Information shown:
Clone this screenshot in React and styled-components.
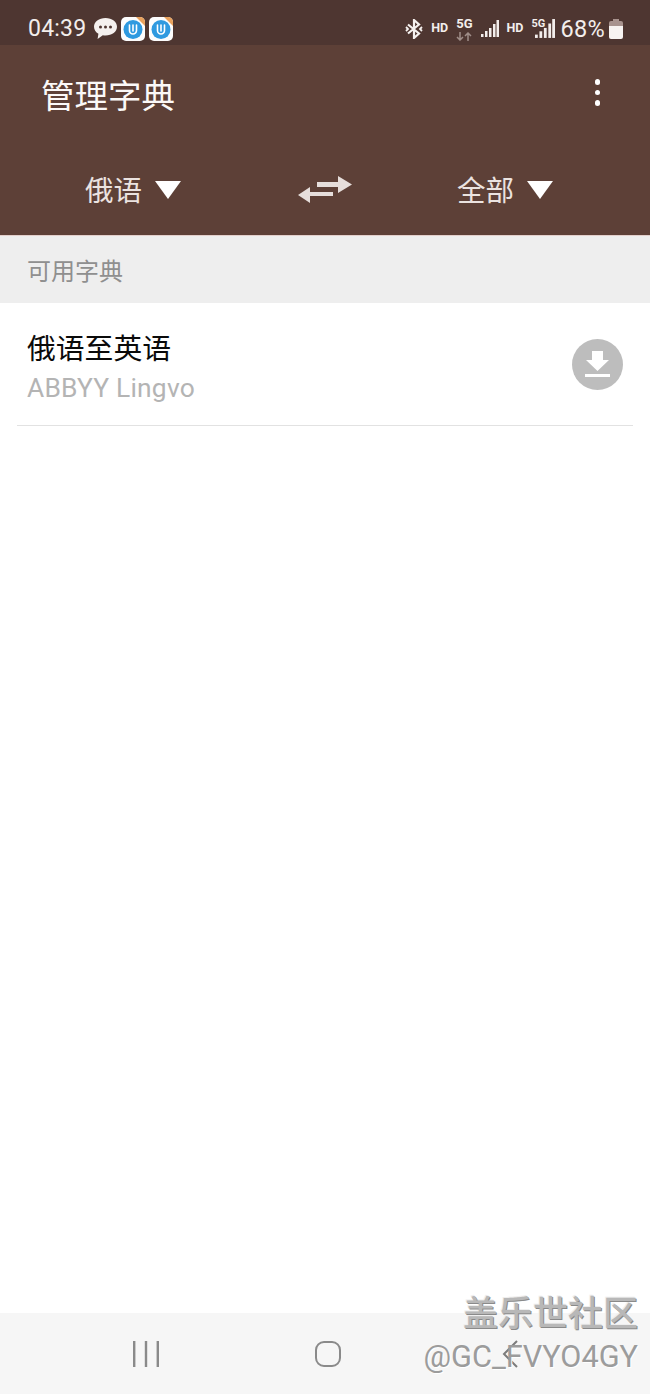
import React from "react"
import styled, { createGlobalStyle } from "styled-components"

const GlobalStyle = createGlobalStyle`
  html, body {
    margin: 0;
    padding: 0;
    background: #fff;
  }
  body {
    font-family: "Roboto", "Noto Sans CJK SC", sans-serif;
  }
`

const Screen = styled.div`
  position: relative;
  width: 650px;
  height: 1394px;
  display: flex;
  flex-direction: column;
  overflow: hidden;
  background: #fff;
`

const StatusBar = styled.div`
  height: 45px;
  box-sizing: border-box;
  padding: 12px 27px 0 28px;
  display: flex;
  align-items: center;
  justify-content: space-between;
  background: #4e3631;
  color: #f3eeec;
`

const StatusGroup = styled.div`
  display: flex;
  align-items: center;
  gap: ${(p) => p.$gap || 0}px;
`

const Clock = styled.span`
  font-size: 23px;
  margin-right: 4px;
  letter-spacing: 0.2px;
`

const Percent = styled.span`
  font-size: 23.5px;
  letter-spacing: 0.3px;
  margin: 0 -4px 0 -3px;
`

const AppBar = styled.div`
  height: 190px;
  box-sizing: border-box;
  background: #5d4037;
  display: flex;
  flex-direction: column;
`

const TitleRow = styled.div`
  height: 100px;
  box-sizing: border-box;
  padding: 0 50px 0 41px;
  display: flex;
  align-items: center;
  justify-content: space-between;
`

const Title = styled.h1`
  margin: -4px 0 0;
  font-size: 33.5px;
  font-weight: 400;
  color: #fbf9f8;
  font-family: "Noto Sans CJK SC", sans-serif;
`

const MenuDots = styled.div`
  display: flex;
  flex-direction: column;
  gap: 5px;
  margin-top: -5px;
`

const Dot = styled.span`
  width: 5.5px;
  height: 5.5px;
  border-radius: 50%;
  background: #fff;
`

const LangRow = styled.div`
  display: grid;
  grid-template-columns: 298px 159px 1fr;
  flex: 1;
`

const LangPicker = styled.div`
  display: flex;
  align-items: center;
  gap: 13px;
  padding-left: ${(p) => p.$left || 0}px;
`

const LangLabel = styled.span`
  font-size: 28.5px;
  margin-top: -4px;
  color: #ebe3e0;
  font-family: "Noto Sans CJK SC", sans-serif;
`

const SectionHead = styled.div`
  height: 68px;
  box-sizing: border-box;
  padding-left: 27px;
  display: flex;
  align-items: center;
  background: #eeeeee;
  border-top: 1px solid #e3cfcb;
  font-size: 24px;
  color: #8f8f8f;
  font-family: "Noto Sans CJK SC", sans-serif;
`

const DictRow = styled.div`
  height: 122px;
  margin: 0 17px;
  box-sizing: content-box;
  padding: 0 10px 0 11px;
  display: flex;
  align-items: center;
  justify-content: space-between;
  border-bottom: 1px solid #e2e2e2;
`

const DictText = styled.div`
  display: flex;
  flex-direction: column;
  margin-top: 8px;
`

const DictName = styled.span`
  font-size: 28.8px;
  line-height: 38px;
  margin: 0 0 2px -1px;
  color: #0a0a0a;
  font-family: "Noto Sans CJK SC", sans-serif;
`

const DictSource = styled.span`
  font-size: 26.4px;
  line-height: 40px;
  margin-left: -1px;
  color: #b4b4b4;
  letter-spacing: 0.2px;
`

const Spacer = styled.div`
  flex: 1;
`

const NavBar = styled.div`
  height: 81px;
  background: #f6f6f6;
  display: flex;
  align-items: center;
  box-sizing: border-box;
`

const NavSlot = styled.div`
  width: ${(p) => p.$width}px;
  box-sizing: border-box;
  padding-left: ${(p) => p.$left || 0}px;
  display: flex;
  justify-content: center;
`

const Watermark = styled.div`
  position: absolute;
  right: 12px;
  top: 1290px;
  display: flex;
  flex-direction: column;
  align-items: flex-end;
`

const WatermarkTitle = styled.span`
  font-size: 35px;
  line-height: 42px;
  font-weight: 500;
  color: #b8b8b8;
  text-shadow: 1px 1px 0 #8a8a8a, -1px -1px 0 #eeeeee;
  font-family: "Noto Sans CJK SC", sans-serif;
`

const WatermarkHandle = styled.span`
  font-size: 30.7px;
  line-height: 50px;
  color: #9c9c9c;
  text-shadow: 1px 1px 0 #ffffff;
`

const TinyLabel = styled.span`
  font-size: ${(p) => p.$size || 13}px;
  font-weight: 700;
  line-height: 1;
  color: #f3eeec;
`

const NetStack = styled.div`
  display: flex;
  flex-direction: column;
  align-items: center;
  gap: 2px;
`

const SignalWrap = styled.div`
  position: relative;
  width: 24px;
  height: 19px;
  display: flex;
  justify-content: flex-end;
`

const SignalTag = styled(TinyLabel)`
  position: absolute;
  left: 0;
  top: -1px;
  font-size: 11px;
`

const ChatIcon = () => (
  <svg width="23" height="21" viewBox="0 0 23 21">
    <path fill="#f5f1ef" d="M11.500 0C5 0 0 3.800 0 8.700c0 2.900 1.700 5.400 4.400 7L3.600 21l5.200-3.700c.9.200 1.800.2 2.700.2 6.500 0 11.500-3.900 11.500-8.800S18 0 11.500 0z" />
    <circle cx="6.500" cy="9" r="1.500" fill="#4e3631" />
    <circle cx="11.500" cy="9" r="1.500" fill="#4e3631" />
    <circle cx="16.500" cy="9" r="1.500" fill="#4e3631" />
  </svg>
)

const AppBadge = () => (
  <svg width="24" height="24" viewBox="0 0 24 24">
    <rect x="0" y="0" width="24" height="24" rx="5" fill="#fdfdfd" />
    <path fill="#e8a15c" d="M15 0h4a5 5 0 0 1 5 5v4z" />
    <circle cx="12" cy="12.500" r="9.500" fill="#2f9ae0" />
    <path fill="none" stroke="#fff" strokeWidth="1.600" strokeLinecap="round" d="M8.500 8v5.500a3.500 3.500 0 0 0 7 0V8" />
    <path stroke="#fff" strokeWidth="1.600" strokeLinecap="round" d="M12 8v6" />
  </svg>
)

const BluetoothIcon = () => (
  <svg width="18" height="20" viewBox="0 0 18 20" fill="none" stroke="#f5f1ef" strokeWidth="2.200">
    <path d="M3 5.500l11 9-5 4.500V1l5 4.500-11 9" />
    <path d="M1 8l2 2-2 2M17 8l-2 2 2 2" strokeWidth="1.800" />
  </svg>
)

const ArrowsIcon = () => (
  <svg width="16" height="9" viewBox="0 0 16 9" fill="none" stroke="#9f8d88" strokeWidth="1.500">
    <path d="M4 0v8M1 5l3 3 3-3M12 9V1M9 4l3-3 3 3" />
  </svg>
)

const SignalIcon = ({ w = 18, h = 17 }) => (
  <svg width={w} height={h} viewBox="0 0 18 17" fill="#f3eeec">
    <rect x="0" y="14" width="2.500" height="3" />
    <rect x="4" y="11" width="2.500" height="6" />
    <rect x="8" y="8" width="2.500" height="9" />
    <rect x="12" y="4" width="2.500" height="13" />
    <rect x="15.500" y="0" width="2.500" height="17" />
  </svg>
)

const BatteryIcon = () => (
  <svg width="14" height="20" viewBox="0 0 14 20">
    <path fill="#a8938e" d="M4 0h6v2h2a2 2 0 0 1 2 2v4H0V4a2 2 0 0 1 2-2h2z" />
    <path fill="#f7f3f1" d="M0 7h14v11a2 2 0 0 1-2 2H2a2 2 0 0 1-2-2z" />
  </svg>
)

const Caret = () => (
  <svg width="26" height="18" viewBox="0 0 26 18">
    <path fill="#fff" d="M0 0h26L13 18z" />
  </svg>
)

const SwapIcon = () => (
  <svg width="54" height="28" viewBox="0 0 54 28" fill="#e6dedb">
    <path d="M19 6h21V0l14 8.500L40 17v-6H19z" />
    <path d="M35 16H12v-5L0 19l12 8v-7h23z" />
  </svg>
)

const DownloadIcon = () => (
  <svg width="51" height="51" viewBox="0 0 51 51">
    <circle cx="25.500" cy="25.500" r="25.500" fill="#bdbdbd" />
    <path fill="#fff" d="M20 12h11v9h6L25.500 32 14 21h6z" />
    <rect x="13" y="35" width="25" height="3" fill="#fff" />
  </svg>
)

const RecentsIcon = () => (
  <svg width="26" height="26" viewBox="0 0 26 26" fill="#8a8a8a">
    <rect x="0" y="0" width="2.400" height="26" />
    <rect x="11.800" y="0" width="2.400" height="26" />
    <rect x="23.600" y="0" width="2.400" height="26" />
  </svg>
)

const HomeIcon = () => (
  <svg width="26" height="26" viewBox="0 0 26 26" fill="none" stroke="#8a8a8a" strokeWidth="2">
    <rect x="1" y="1" width="24" height="24" rx="8" />
  </svg>
)

const BackIcon = () => (
  <svg width="16" height="28" viewBox="0 0 16 28" fill="none" stroke="#7c7c7c" strokeWidth="2">
    <path d="M15 1L2 14l13 13" />
  </svg>
)

const App = () => (
  <Screen>
    <GlobalStyle />
    <StatusBar>
      <StatusGroup $gap={4}>
        <Clock>04:39</Clock>
        <ChatIcon />
        <AppBadge />
        <AppBadge />
      </StatusGroup>
      <StatusGroup $gap={8}>
        <BluetoothIcon />
        <TinyLabel $size={12.500}>HD</TinyLabel>
        <NetStack>
          <TinyLabel>5G</TinyLabel>
          <ArrowsIcon />
        </NetStack>
        <SignalIcon />
        <TinyLabel $size={12.500}>HD</TinyLabel>
        <SignalWrap>
          <SignalTag>5G</SignalTag>
          <SignalIcon w={20} h={19} />
        </SignalWrap>
        <Percent>68%</Percent>
        <BatteryIcon />
      </StatusGroup>
    </StatusBar>
    <AppBar>
      <TitleRow>
        <Title>管理字典</Title>
        <MenuDots>
          <Dot />
          <Dot />
          <Dot />
        </MenuDots>
      </TitleRow>
      <LangRow>
        <LangPicker $left={85}>
          <LangLabel>俄语</LangLabel>
          <Caret />
        </LangPicker>
        <LangPicker>
          <SwapIcon />
        </LangPicker>
        <LangPicker>
          <LangLabel>全部</LangLabel>
          <Caret />
        </LangPicker>
      </LangRow>
    </AppBar>
    <SectionHead>可用字典</SectionHead>
    <DictRow>
      <DictText>
        <DictName>俄语至英语</DictName>
        <DictSource>ABBYY Lingvo</DictSource>
      </DictText>
      <DownloadIcon />
    </DictRow>
    <Spacer />
    <NavBar>
      <NavSlot $width={291}>
        <RecentsIcon />
      </NavSlot>
      <NavSlot $width={74}>
        <HomeIcon />
      </NavSlot>
      <NavSlot $width={285} $left={5}>
        <BackIcon />
      </NavSlot>
    </NavBar>
    <Watermark>
      <WatermarkTitle>盖乐世社区</WatermarkTitle>
      <WatermarkHandle>@GC_FVYO4GY</WatermarkHandle>
    </Watermark>
  </Screen>
)

export default App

Exercise aim:
Find each line with the string "components" and copy it out.

Expected answer:
Clone this screenshot in React and styled-components.
import styled, { createGlobalStyle } from "styled-components"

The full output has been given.